The Thunderbirds bested the Rangers earlier this year at The Hangar – probably the best-named gym in the area – but with opportunities dwindling, they can’t afford to slip up again.

Next is a Saturday afternoon game against Steele. The Knights have easily the toughest remaining schedule of the current playoff teams, and hitting the road for the second leg of a back-to-back is never easy.

Steele hasn’t scored more than 56 points in a game since adults across the country replaced their calendars; the Rangers, meanwhile, have topped that score twice in four games. 

The teams clearly have different styles, and it remains to be seen who can adjust more effectively. But if the Rangers want a playoff berth, they’ll likely have to pull off at least one win over the Knights; this might be their best shot.

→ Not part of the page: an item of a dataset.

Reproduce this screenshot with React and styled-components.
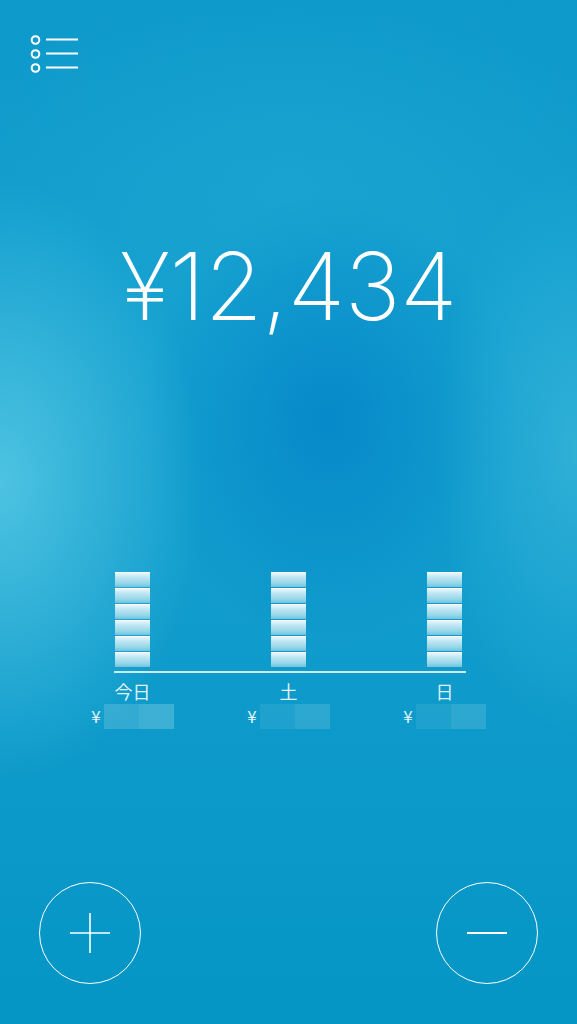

The two games which can best be described as “must-win” are a pair of home showdowns: Clemens and East Central. Both teams lit up the scoreboard against the Rangers earlier this season, and both sit just out of reach in the current standings.

The issue here is tiebreakers. If, say, East Central wins both games, they’ll have the playoff tiebreaker no matter what. If the teams split it, they can decide on breaking the tie with a coin flip or one final game. But a swept team doesn’t even get that luxury.

If it comes down to the wire, and the Rangers have to battle for a postseason berth in their final regular season game, they’ll do so at Cibolo Steele. It could mean everything, or it could mean nothing. Imagining the ramifications of this game is a moot exercise, because any game from here on out could change everything.

It won’t be easy. This team hasn’t made the playoffs in consecutive years since the 1990s, and they’ll need to win more than half of their games from here on out to make it back. But, like a 17x17x17 Rubik’s cube, it’s not impossible. Not even close.